Whatever the failings of the EU, it is important to recognise what the EU with Britain in it has achieved.  Those environmental improvements must be defended as Brexit gathers pace.  The environment and fisheries were barely debated in the campaign – it can be argued they were never debated properly.   So it we would all be poorer if the achievements of the past 43 years on pollution control, nature protection and fisheries management were thrown out in a great bonfire of the directives, as there is a real danger that they might be.

Let us be very clear that in some things we can never act alone.  We shall continue to need a way of managing our common sea – and the quality of our air – and it is by no means clear that by getting out of the EU will mean we can manage these things better.  It is highly questionable that we will be entitled, in the annual negotiations on shared stocks that must now take place, to any larger share of the catch, as some have argued.  If Britain’s role model is Norway, then it will have to vastly strengthen its enforcement fleet and beef up the calibre of its institutions – particularly the Department for the Environment, Food and Rural Affairs – if it is to achieve sustainable fishing, or farming, outside the EU.   That is before the apparently inevitable complication of Scotland choosing to remain.

There is only the slimmest of silver linings, from an environmental or a marine perspective. Already the biggest environmental commitment of this government – to create “Blue Belts” around the 14 UK Overseas Territories – exists outside the EU and is effectively a cross-party commitment.  One of the opportunities that will present itself now is for Britain and its overseas territories to have a bigger influence in running the waters they control, particularly in the Atlantic, where British territories have had to hide behind the representation of the EU.  This could enable Britain and its offshore islands to take a far more independent and enlightened perspective in international treaty discussions about the high seas, about Antarctica and on the UN law of the sea.  It will also be able, if it chooses, to take a dim view of unsustainable fishing operations in its own waters, for example by the French deep water fleet off the west of Scotland.  But the historic rights of other nations to fish in our waters – unless they do harm – remains guaranteed by international, not just EU law.

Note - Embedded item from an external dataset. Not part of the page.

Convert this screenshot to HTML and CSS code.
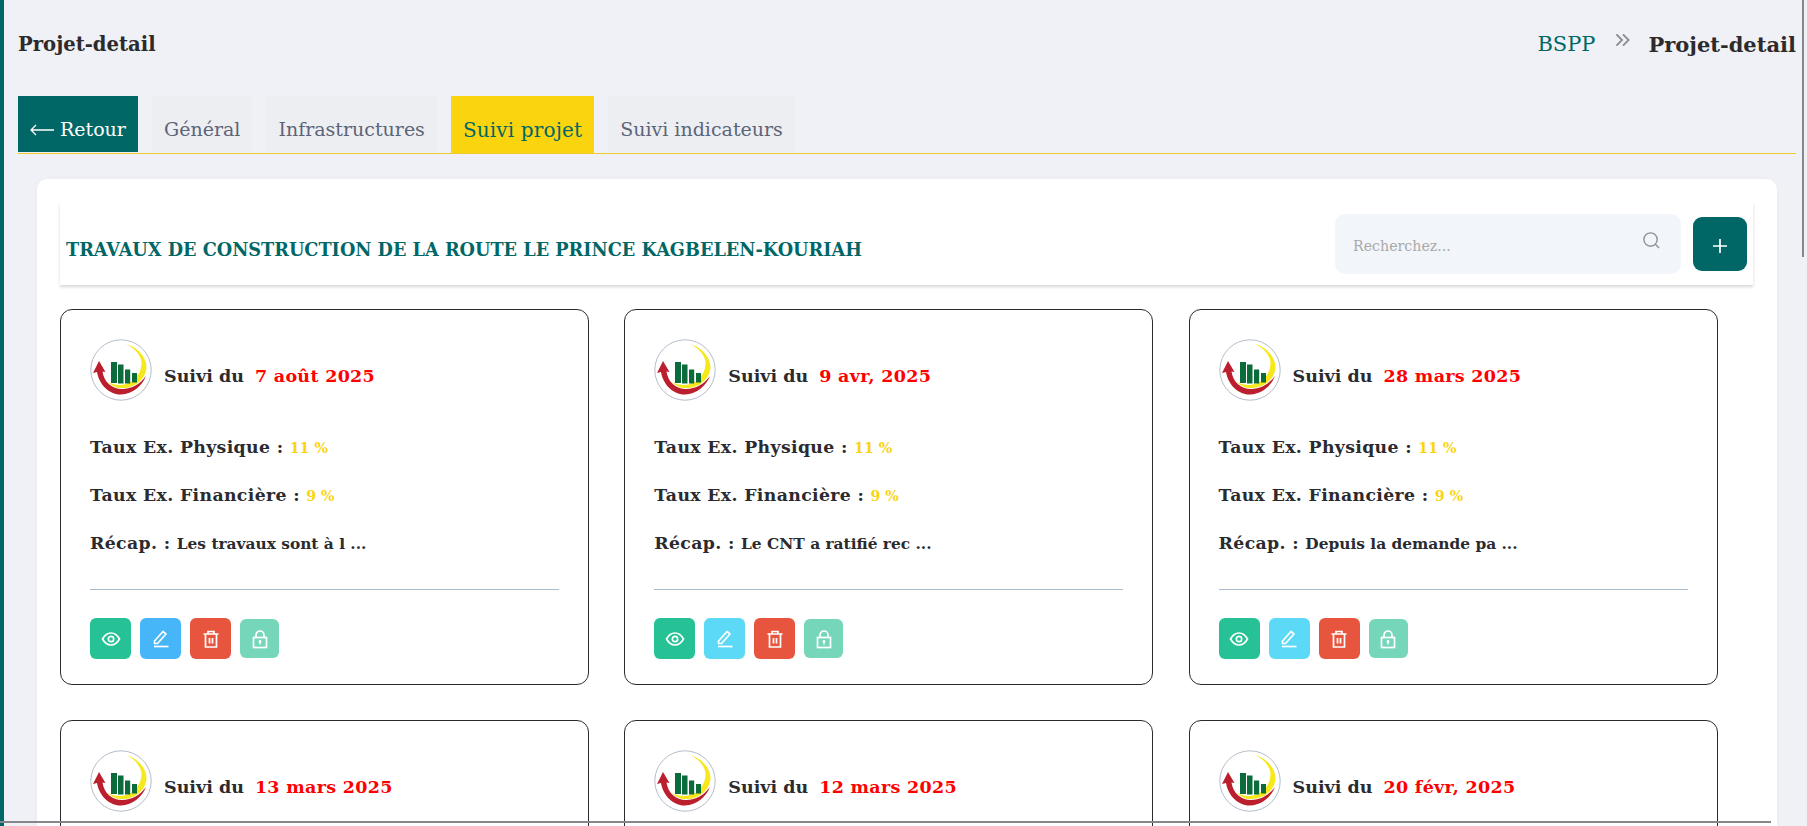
FILE: index.html
```html
<!DOCTYPE html>
<html lang="fr">
<head>
<meta charset="utf-8">
<title>Projet-detail</title>
<link rel="stylesheet" href="styles.css">
</head>
<body>
<svg class="defs" width="0" height="0" aria-hidden="true">
  <symbol id="logo" viewBox="0 0 62 62">
    <circle cx="31" cy="31" r="30.200" fill="#fff" stroke="#b4bdcb" stroke-width="1"/>
    <path d="M36 5 C48 8 57 19 56.500 29 C55.500 41 43 50 31 49 C26 49 22 47 18 43 C24 46 30 47 36 45 C46 42 51.500 33 51.500 24 C51.500 17 45 9 36 5Z" fill="#f7e81c"/>
    <rect x="21" y="23" width="6" height="21" fill="#0b6b3a"/>
    <rect x="28" y="25.500" width="5.500" height="19" fill="#0b6b3a"/>
    <rect x="35" y="30.500" width="5.200" height="14" fill="#0b6b3a"/>
    <rect x="42" y="34" width="5" height="9.500" fill="#0b6b3a"/>
    <path d="M9 22 L3 34 L7 33 C9 46 20 56 31 55.500 C43 55 52 47 56 37 C50 45 42 50 32 50 C22 50 14 43 12.500 32.500 L15.500 33Z" fill="#bb1e2d"/>
  </symbol>
  <symbol id="eye" viewBox="0 0 20 20">
    <path d="M1.500 10 C4 5.500 7 4 10 4 C13 4 16 5.500 18.500 10 C16 14.500 13 16 10 16 C7 16 4 14.500 1.500 10Z" fill="none" stroke="#fff" stroke-width="1.700"/>
    <circle cx="10" cy="10" r="2.700" fill="none" stroke="#fff" stroke-width="1.700"/>
  </symbol>
  <symbol id="pen" viewBox="0 0 20 20">
    <path d="M3.500 12 L12 2.500 L15 5 L6.500 14.500 L3.500 14.500Z" fill="none" stroke="#fff" stroke-width="1.700" stroke-linejoin="round"/>
    <path d="M3 17.500 H17.500" stroke="#fff" stroke-width="1.700"/>
  </symbol>
  <symbol id="trash" viewBox="0 0 20 20">
    <path d="M2.500 5 H17.500 M7 5 V2.500 H13 V5 M4.500 5 V18 H15.500 V5" fill="none" stroke="#fff" stroke-width="1.700"/>
    <path d="M8.500 9 V14.500 M11.500 9 V14.500" stroke="#fff" stroke-width="1.700"/>
  </symbol>
  <symbol id="lock" viewBox="0 0 20 20">
    <path d="M6 8.500 V6 C6 3.500 8 2 10 2 C12 2 14 3.500 14 6 V8.500" fill="none" stroke="#fff" stroke-width="1.700"/>
    <rect x="3.500" y="8.500" width="13" height="10" fill="none" stroke="#fff" stroke-width="1.700"/>
    <circle cx="10" cy="12.500" r="1.400" fill="#fff"/>
    <path d="M10 13 V15.500" stroke="#fff" stroke-width="1.400"/>
  </symbol>
  <symbol id="search" viewBox="0 0 20 20">
    <circle cx="9" cy="9" r="7" fill="none" stroke="#8f9399" stroke-width="1.500"/>
    <path d="M14 14 L18 18" stroke="#8f9399" stroke-width="1.500"/>
  </symbol>
  <symbol id="plus" viewBox="0 0 14 14">
    <path d="M7 0 V14 M0 7 H14" stroke="#fff" stroke-width="1.700"/>
  </symbol>
  <symbol id="chev" viewBox="0 0 16 14">
    <path d="M1.500 1 L7.500 7 L1.500 13 M8.500 1 L14.500 7 L8.500 13" fill="none" stroke="#8e8c92" stroke-width="2"/>
  </symbol>
  <symbol id="back" viewBox="0 0 24 12">
    <path d="M24 6 H1 M6 1 L1 6 L6 11" fill="none" stroke="#fff" stroke-width="1.300"/>
  </symbol>
</svg>

<div class="app">
  <header class="page-head">
    <h1 class="page-title">Projet-detail</h1>
    <nav class="crumbs">
      <a class="crumb-link">BSPP</a>
      <svg class="crumb-sep"><use href="#chev"/></svg>
      <strong class="crumb-current">Projet-detail</strong>
    </nav>
  </header>

  <div class="tabs">
    <a class="tab tab-back"><svg class="back-arrow"><use href="#back"/></svg>Retour</a>
    <a class="tab">Général</a>
    <a class="tab">Infrastructures</a>
    <a class="tab tab-active">Suivi projet</a>
    <a class="tab">Suivi indicateurs</a>
  </div>

  <main class="panel">
    <div class="panel-head">
      <h2 class="project-name">TRAVAUX DE CONSTRUCTION DE LA ROUTE LE PRINCE KAGBELEN-KOURIAH</h2>
      <div class="search">
        <span class="search-text">Recherchez...</span>
        <svg class="search-icon"><use href="#search"/></svg>
      </div>
      <button class="add-btn" type="button"><svg class="plus"><use href="#plus"/></svg></button>
    </div>

    <div class="cards">
      <article class="card">
        <div class="card-head"><svg class="logo"><use href="#logo"/></svg><span class="card-title">Suivi du</span><span class="card-date">7 août 2025</span></div>
        <p class="row">Taux Ex. Physique : <span class="val">11 %</span></p>
        <p class="row">Taux Ex. Financière : <span class="val">9 %</span></p>
        <p class="row">Récap. : <span class="recap">Les travaux sont à l ...</span></p>
        <div class="actions">
          <button class="act act-view" type="button"><svg class="ico"><use href="#eye"/></svg></button>
          <button class="act act-edit-strong" type="button"><svg class="ico"><use href="#pen"/></svg></button>
          <button class="act act-del" type="button"><svg class="ico"><use href="#trash"/></svg></button>
          <button class="act act-lock" type="button"><svg class="ico"><use href="#lock"/></svg></button>
        </div>
      </article>
      <article class="card">
        <div class="card-head"><svg class="logo"><use href="#logo"/></svg><span class="card-title">Suivi du</span><span class="card-date">9 avr, 2025</span></div>
        <p class="row">Taux Ex. Physique : <span class="val">11 %</span></p>
        <p class="row">Taux Ex. Financière : <span class="val">9 %</span></p>
        <p class="row">Récap. : <span class="recap">Le CNT a ratifié rec ...</span></p>
        <div class="actions">
          <button class="act act-view" type="button"><svg class="ico"><use href="#eye"/></svg></button>
          <button class="act act-edit" type="button"><svg class="ico"><use href="#pen"/></svg></button>
          <button class="act act-del" type="button"><svg class="ico"><use href="#trash"/></svg></button>
          <button class="act act-lock" type="button"><svg class="ico"><use href="#lock"/></svg></button>
        </div>
      </article>
      <article class="card">
        <div class="card-head"><svg class="logo"><use href="#logo"/></svg><span class="card-title">Suivi du</span><span class="card-date">28 mars 2025</span></div>
        <p class="row">Taux Ex. Physique : <span class="val">11 %</span></p>
        <p class="row">Taux Ex. Financière : <span class="val">9 %</span></p>
        <p class="row">Récap. : <span class="recap">Depuis la demande pa ...</span></p>
        <div class="actions">
          <button class="act act-view" type="button"><svg class="ico"><use href="#eye"/></svg></button>
          <button class="act act-edit" type="button"><svg class="ico"><use href="#pen"/></svg></button>
          <button class="act act-del" type="button"><svg class="ico"><use href="#trash"/></svg></button>
          <button class="act act-lock" type="button"><svg class="ico"><use href="#lock"/></svg></button>
        </div>
      </article>
      <article class="card">
        <div class="card-head"><svg class="logo"><use href="#logo"/></svg><span class="card-title">Suivi du</span><span class="card-date">13 mars 2025</span></div>
      </article>
      <article class="card">
        <div class="card-head"><svg class="logo"><use href="#logo"/></svg><span class="card-title">Suivi du</span><span class="card-date">12 mars 2025</span></div>
      </article>
      <article class="card">
        <div class="card-head"><svg class="logo"><use href="#logo"/></svg><span class="card-title">Suivi du</span><span class="card-date">20 févr, 2025</span></div>
      </article>
    </div>
  </main>
</div>

<div class="scroll-v"></div>
<div class="scroll-h"></div>
</body>
</html>
```
FILE: styles.css
```css
* { box-sizing: border-box; }
html, body { margin: 0; height: 826px; overflow: hidden; background: #eff1f6; }
body { font-family: "DejaVu Serif", serif; color: #2b2b2f; position: relative; }
.defs { position: absolute; }
.app { height: 826px; border-left: 4px solid #006766; padding: 0 0 0 14px; overflow: hidden; width: 1796px; }

.page-head { height: 96px; display: flex; justify-content: space-between; align-items: flex-start; padding-top: 31px; }
.page-title { margin: 0; font-size: 19.600px; line-height: 27px; font-weight: 700; color: #2e2a2c; }
.crumbs { display: flex; align-items: flex-start; font-size: 21px; line-height: 27px; }
.crumb-link { color: #006766; }
.crumb-sep { width: 15px; height: 14px; margin: 2px 18px 0 20px; }
.crumb-current { color: #2e2a2c; }

.tabs { display: flex; height: 58px; border-bottom: 1px solid #f0cb2e; gap: 14px; }
.tab { height: 56px; padding: 0 12px; background: #edeef2; color: #5c6478; font-size: 19px; line-height: 67px; white-space: nowrap; }
.tab-back { background: #006766; color: #fff; display: flex; align-items: flex-start; gap: 6px; width: 120px; padding: 0 0 0 12px; }
.back-arrow { width: 24px; height: 12px; margin-top: 28px; flex: none; }
.tab-active { background: #fad40f; color: #006766; height: 57px; line-height: 69px; font-size: 20px; letter-spacing: .15px; }

.panel { background: #fff; border-radius: 10px; margin: 25px 19px 0 19px; padding: 23px 24px 0 23px; box-shadow: 0 0 4px rgba(0,0,0,.03); height: 700px; }
.panel-head { height: 83px; display: flex; align-items: center; padding: 0 6px; box-shadow: 0 2px 3px rgba(0,0,0,.16); margin-bottom: 24px; }
.project-name { margin: 12px auto 0 0; font-size: 17.700px; font-weight: 700; color: #006766; }
.search { width: 346px; height: 60px; background: #f2f5f9; border-radius: 10px; display: flex; align-items: center; justify-content: space-between; padding: 0 20px 0 18px; }
.search-text { font-size: 14.200px; color: #a9a9a9; margin-top: 5px; }
.search-icon { width: 19px; height: 19px; margin-top: -6px; }
.add-btn { width: 54px; height: 54px; margin-left: 12px; background: #006766; border: 0; border-radius: 9px; padding: 0; display: flex; align-items: center; justify-content: center; }
.plus { width: 14px; height: 14px; margin-top: 4px; }

.cards { display: grid; grid-template-columns: repeat(3, 529px); column-gap: 35.300px; row-gap: 35px; }
.card { height: 376px; border: 1px solid #2b2b2f; border-radius: 12px; padding: 29px 29px 0; background: #fff; }
.card-head { display: flex; align-items: center; height: 62px; margin-bottom: 36px; }
.logo { width: 62px; height: 62px; flex: none; margin-right: 12px; }
.card-title { font-size: 17.500px; font-weight: 700; margin-top: 12px; }
.card-date { font-size: 17.500px; letter-spacing: .3px; font-weight: 700; color: #ff0000; margin: 12px 0 0 11px; }
.row { margin: 0 0 27px; font-size: 17.300px; letter-spacing: .35px; line-height: 20px; font-weight: 700; color: #2b2b2f; }
.val { color: #fad40f; font-size: 14.200px; letter-spacing: 0; }
.recap { font-size: 15.400px; letter-spacing: 0; }
.actions { border-top: 1px solid #a9bccd; display: flex; align-items: flex-start; gap: 9px; padding-top: 28px; margin-top: 35px; }
.act { width: 41px; height: 41px; border: 0; border-radius: 6px; padding: 0; display: flex; align-items: center; justify-content: center; }
.ico { width: 20px; height: 20px; }
.act-view { background: #26c296; }
.act-edit-strong { background: #47b6f8; }
.act-edit { background: #5bd9f6; }
.act-del { background: #e7553e; }
.act-lock { background: #75d6ba; width: 39px; height: 39px; margin-top: 1px; }

.scroll-v { position: absolute; left: 1802px; top: 0; width: 2px; height: 257px; background: #85878a; }
.scroll-h { position: absolute; left: 0; top: 821px; width: 1771px; height: 2px; background: #85878a; }
```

The positives are few and the questions are many.  But we owe it to the majority who voted for this historic separation from the EU to work it through.   As a charity, the Blue Marine Foundation stands ready to make an independent Britain a success.  But no one should be in any doubt that this will mean many British institutions need to raise their game and new sources of funding will have to be found for environmental protection, which right now is by no means guaranteed.  Let us be clear: we are not persuaded that a gain in sovereignty means we should compromise our standards, our nature protection, the sustainability of our fisheries or our farming, or ultimately our quality of life.